While section 15 envisages the child being given an account of why a particular decision has been reached, there are some exclusions. First, the court can delegate its duty, by arranging for a child welfare reporter to give the explanation to the child instead. Secondly, the court can decide not to give an explanation at all if:

    1. The child would not be capable of understanding it;
    2. It is not in the best interests of the child; OR
    3. The location of the child is not known

Thus, how this duty will work in practice remains to be seen. In order to ensure that courts fulfil their obligations under this new measure, a (non-statutory) guidance or practice note could be beneficial, to help direct the judiciary as to how best to explain decisions to the child, and the need for special sensitivity or care in certain circumstances, eg vulnerable children. Again, a shift in culture may be required, to ensure that the aim of the reform is fully realised.
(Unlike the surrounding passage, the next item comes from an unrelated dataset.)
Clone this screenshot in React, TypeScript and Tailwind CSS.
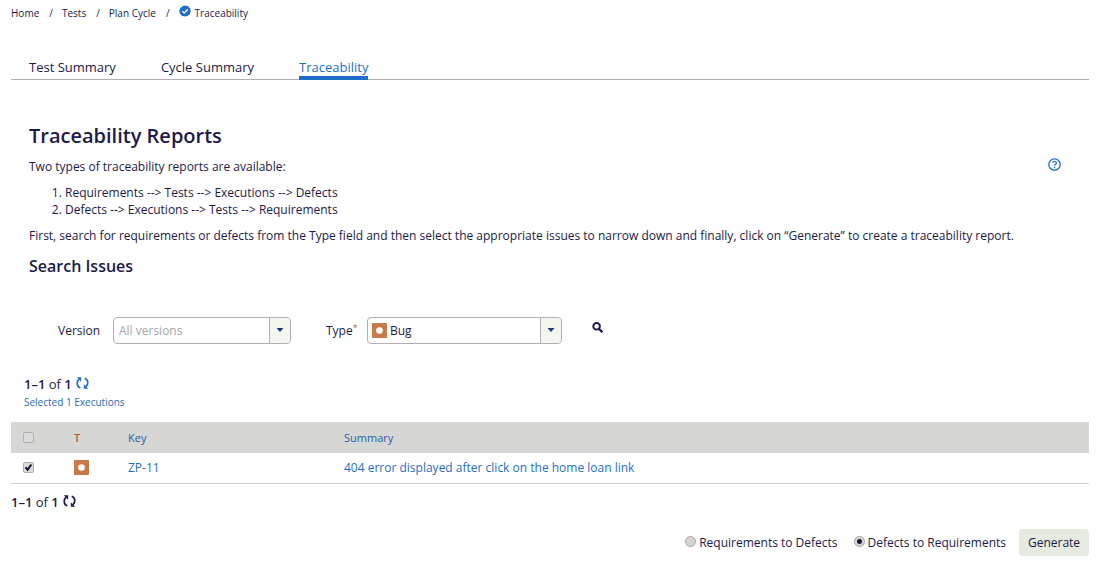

Impact on the Children (Scotland) Act 1995

One of the concerns about the new Bill is the damage it will inflict on the structure of the Children (Scotland) Act 1995. Rather than introducing new legislation, the Bill amends the 1995 Act, inserting lots of new sections into Part 1, so that the (currently fairly straightforward) 1995 Act will become peppered with sections such as 11ZA, 11C, 11D, 11E, and 11F, for example. This risks over-complicating the Act, to the detriment of accessibility: finding one’s way round the revised 1995 Act will be a challenge for all, not least parents seeking to represent themselves.

Concluding thoughts

The Bill is certainly a step in the right direction and, while the resulting complexity of the 1995 Act is to be lamented, the new measures – and the change in culture they seek to create – are very welcome. Moreover, while this blog has touched on two of the proposals, the Bill seeks to make meaningful improvements to children’s lives in myriad other ways. Its progress through Parliament should be watched with interest!